Following many years of net annual sales in the 400 to 500 tonne range, central banks, underweighted in gold and overweight in dollars and euro’s, became net buyers of gold in 2009 – in 2002 central banks sold 545 tonnes of gold, in 2011 they bought 440 tonnes.
“Central banks continued to buy gold; net purchases recorded during the first quarter, 2012 amounted to 80.8 tonnes, accounting for around 7% of global gold demand. Central banks from a diverse group of countries added to the overall holdings of the official sector, with a number of banks making sizable purchases. Diversification requirements and growth in foreign exchange reserves of a number of countries point towards a continuation of this trend.” World Gold Council (WGC) report
After having already purchased ten tonnes of gold so far, the National Bank of Kazakhstan said it plans to purchase an additional fifteen tonnes this year and as much as seventy tonnes per year in 2013 and beyond.
“World practice shows that holding up to 15% of gold is what should be done, depending on the performance of the dollar and the euro.” Bisengali Tadhiyakov, Kazakhstan’s central bank deputy chairman
“Central banks are justified in having high gold weightings. They are justified in having a 40-50 percent weighting in gold…It is not only about the dollar, not only about diversification, but also about future inflation.” Marcus Grubb, WGC’s managing director of investment, research and marketing
Bretton Woods
In July 1944, delegates from 44 nations met at Bretton Woods, New Hampshire – the United Nations Monetary and Financial Conference – and agreed to “peg” their currencies to the U.S. dollar, the only currency strong enough to meet the rising demands for international currency transactions.
What made the dollar so attractive to use as an international currency, the world’s reserve currency, was each US dollar was based on 1/35th of an ounce of gold (35.20 US dollars an ounce), and the gold was to held in the US Treasury.
There’s a lesson not learned that reverberates throughout monetary history; when government, any government, comes under financial pressure they cannot resist printing money and debasing their currency to pay for debts.
The Vietnam War was going to cost the US $500 Billion. President Lyndon B. Johnson’s administration declared war on poverty and put in place its Great Society programs – more than four million new recipients signed up for welfare.
London Gold Pool
The US began to send larger and larger amounts of dollars overseas to fund their increasing trade deficits. The glut of US dollars held abroad began to threaten U.S. gold reserves – remember US dollars were redeemable for gold – and worldwide demand for gold was soaring. By the late 1950’s US gold reserves had began to dwindle rapidly.
“Nineteen fifty-eight marked the first year in which foreign central banks exercised their convertibility rights in significant amounts and returned their dollars for gold. US gold reserves fell 10% from 20,312 metric tons to 18,290 that year, another 5% in 1959, and 9% in 1960.” John Paul Koning, Mises.org, The Losing Battle to Fix Gold at $35
In October of 1960 panic buying caused gold’s price to rise to over $40 per oz – a night time emergency call was made by the US Federal Reserve, the Bank of England was to immediately flood the gold market with enough supply to reduce and stabilize the price of gold.
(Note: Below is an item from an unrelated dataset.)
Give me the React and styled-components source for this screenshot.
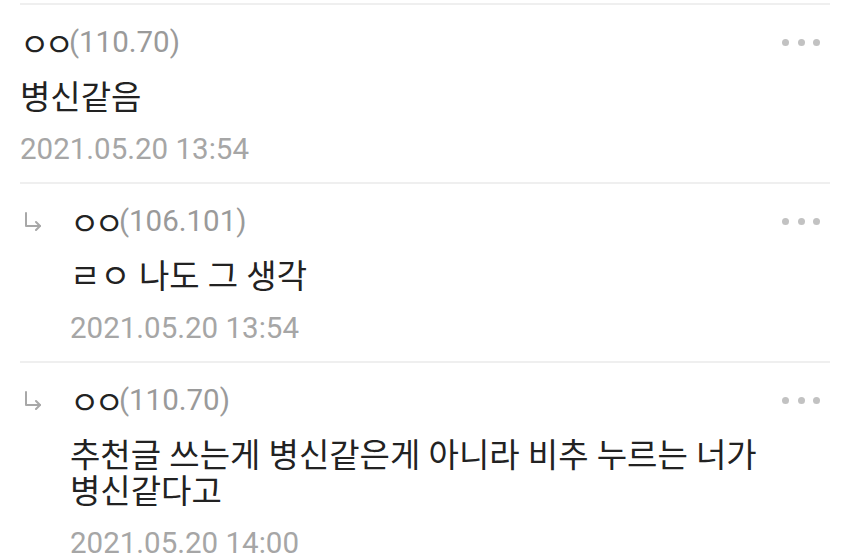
import React from 'react';
import styled, { createGlobalStyle } from 'styled-components';

const GlobalStyle = createGlobalStyle`
  html, body {
    margin: 0;
    padding: 0;
    background: #ffffff;
  }
  body {
    font-family: Roboto, "Noto Sans CJK KR", "Noto Sans", sans-serif;
    -webkit-font-smoothing: antialiased;
  }
`;

const Page = styled.div`
  width: 850px;
  height: 556px;
  overflow: hidden;
  background: #ffffff;
  padding: 3px 20px 0;
  box-sizing: border-box;
`;

const CommentRow = styled.div`
  display: flex;
  border-top: 2px solid #efefef;
  padding: 15px 0;
`;

const ReplyGutter = styled.div`
  width: 50px;
  flex-shrink: 0;
  height: 44px;
  display: flex;
  align-items: center;
  padding-left: 3px;
  box-sizing: border-box;
`;

const Body = styled.div`
  flex: 1;
  min-width: 0;
`;

const Header = styled.div`
  display: flex;
  align-items: center;
  height: 44px;
`;

const Name = styled.span`
  font-size: 32px;
  color: #222222;
  font-family: "Noto Sans CJK KR", Roboto, sans-serif;
  letter-spacing: -5px;
`;

const Ip = styled.span`
  font-size: 29.5px;
  color: #9a9a9a;
  font-family: Roboto, sans-serif;
`;

const More = styled.div`
  margin-left: auto;
  margin-right: 10px;
  display: flex;
  gap: 8.5px;
`;

const Dot = styled.span`
  width: 7px;
  height: 7px;
  border-radius: 50%;
  background: #c2c2c2;
`;

const Content = styled.div`
  margin-top: 16px;
  font-size: 33px;
  line-height: 36px;
  color: #222222;
  font-family: Roboto, "Noto Sans CJK KR", sans-serif;
  word-break: keep-all;
`;

const DateText = styled.div`
  margin-top: 15px;
  font-size: 29.5px;
  line-height: 36px;
  color: #a6a6a6;
  font-family: Roboto, sans-serif;
`;

const ReplyArrow = () => (
  <svg width="19" height="20" viewBox="0 0 19 20" fill="none" stroke="#a8a8a8" strokeWidth="2" strokeLinecap="round" strokeLinejoin="round">
    <path d="M3 2 V15 H17" />
    <path d="M13 11 L17 15 L13 19" />
  </svg>
);

const comments = [
  { name: 'ㅇㅇ', ip: '110.70', text: '병신같음', date: '2021.05.20 13:54', reply: false },
  { name: 'ㅇㅇ', ip: '106.101', text: 'ㄹㅇ 나도 그 생각', date: '2021.05.20 13:54', reply: true },
  {
    name: 'ㅇㅇ',
    ip: '110.70',
    text: '추천글 쓰는게 병신같은게 아니라 비추 누르는 너가 병신같다고',
    date: '2021.05.20 14:00',
    reply: true,
  },
];

function Comment({ comment }) {
  return (
    <CommentRow>
      {comment.reply && (
        <ReplyGutter>
          <ReplyArrow />
        </ReplyGutter>
      )}
      <Body>
        <Header>
          <Name>{comment.name}</Name>
          <Ip>({comment.ip})</Ip>
          <More>
            <Dot />
            <Dot />
            <Dot />
          </More>
        </Header>
        <Content>{comment.text}</Content>
        <DateText>{comment.date}</DateText>
      </Body>
    </CommentRow>
  );
}

export default function App() {
  return (
    <>
      <GlobalStyle />
      <Page>
        {comments.map((c, i) => (
          <Comment key={i} comment={c} />
        ))}
      </Page>
    </>
  );
}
The US made it abundantly clear stopping the drain of its gold reserves, and the depreciation of its currency against gold, was a huge priority.
The US, the Bank of England and the central banks of West Germany, France, Switzerland, Italy, Belgium, the Netherlands, and Luxembourg then set up a gold sales consortium to prevent the market price of gold rising above $US 35.20 per oz.
This consortium was known as the London Gold Pool. Member banks were to provide a quota of gold into a central pool, the US Federal Reserve would match their combined contributions ounce to ounce. This meant that the dollar would now be backed not only by the gold in Fort Knox but all the other Pool members gold as well.
By early 1962, the Bank of England, the consortium’s buy/sell agent, through the London Gold Exchange, was buying gold on the dips and selling on the rise to cap its price. Until 1968 nearly 80 percent of newly mined gold passed through the London Gold Exchange, London being the world’s premier gold market. The London Gold Fix had been a daily morning ritual since September 1919 – the 3pm Gold Fix was introduced in 1968 to coincide with the opening of the US markets.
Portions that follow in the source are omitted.